So yesterday I read Jane Mayer's incredible story in The New Yorker on the use of drone strikes in Pakistan to target al-Qaeda and the Taliban -- and there's almost universal agreement at this point that the drone strikes a) kill lots of civilians and b) produce insurgents. Attempts to draw distinctions between drone strikes and old-school assassinations based on the fact that the strikes ostensibly occur in a theater of war have to contend with the knowledge that the strikes themselves kill so many noncombatants as to be a serious moral issue. Defenders of drone strikes can argue that the killing of non-combatants in these circumstances is either justified by the circumstances or is mitigated by the fact that the U.S. isn't deliberately targeting them.
Here's the thing, though: David Kilcullen and Andrew Exum have argued persuasively that the drone attacks produce insurgents (or the perception that the drone attacks are killing civilians produces insurgents), but they are appealing because they've successfully killed high value targets. But at some point, the benefits of the drone strikes have to outweigh the cost, because the U.S. will be producing more insurgents than the U.S. is killing. That hasn't happened yet, and as I pointed out the other day, the Taliban and al-Qaeda are viewed in an increasingly negative light by Pakistanis despite the increase in drone strikes. David Rohde's account of his capture by the Taliban hints why this might be the case:
The strikes also created a paranoia among the Taliban. They believed that a network of local informants guided the missiles. Innocent civilians were rounded up, accused of working as American spies and then executed.

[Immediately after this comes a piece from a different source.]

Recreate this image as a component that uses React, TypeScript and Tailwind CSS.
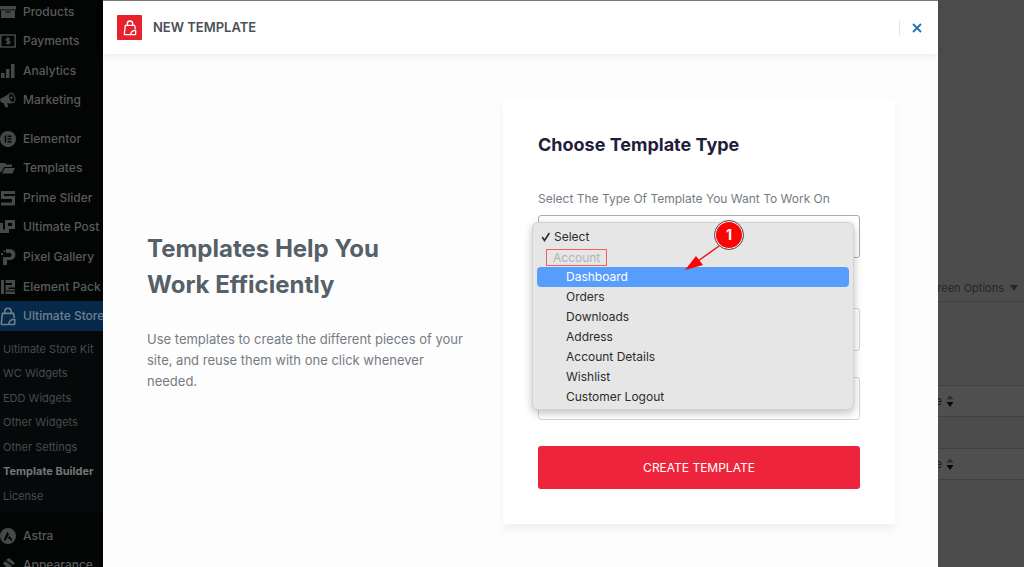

Several days after the drone strike near our house in Makeen, we heard that foreign militants had arrested a local man. He confessed to being a spy after they disemboweled him and chopped off his leg. Then they decapitated him and hung his body in the local bazaar as a warning.
This type of behavior is corroborated by Mayer, who notes that "militants have been so unnerved by the drone program that they have released a video showing the execution of accused informants."
At the New America Foundation's counterterrorism conference yesterday, FBI official Phil Mudd reiterated that the most discrediting factor for al-Qaeda and other terrorist groups has been their wholesale slaughter of Muslim civilians. If the cost of the drone strikes hasn't outweighed the benefits, that probably has a great deal to do with the reaction of the Taliban, which is to brutally torture nearby residents into confessing to being informants and then making a public spectacle of executing them.
In other words, it's not as though the death of civilians is peripheral to drone strikes. The fact that the drone strikes provoke the Taliban into acts of savage, murderous paranoia creates a negative feedback loop that mitigates blowback and allows the U.S. to keep using them. The continued use of drones in such frequency may rely in part on the Taliban killing civilians in response.
There are other serious ethical questions about drone strikes Mayer considers, among them, the fact that -- like prisoners sent to Guantanamo Bay -- decisions about who is targeted depends on information given by "allies" who may be pursuing their own interests. The secrecy of the program has led to its metastasizing: Like torture, it was originally meant for only "the worst of the worst," but that's not the case now that the strikes are increasingly more common. Are the strikes war crimes? The lawyers Mayer talks to concludes that they probably aren't. But I don't find that all that comforting.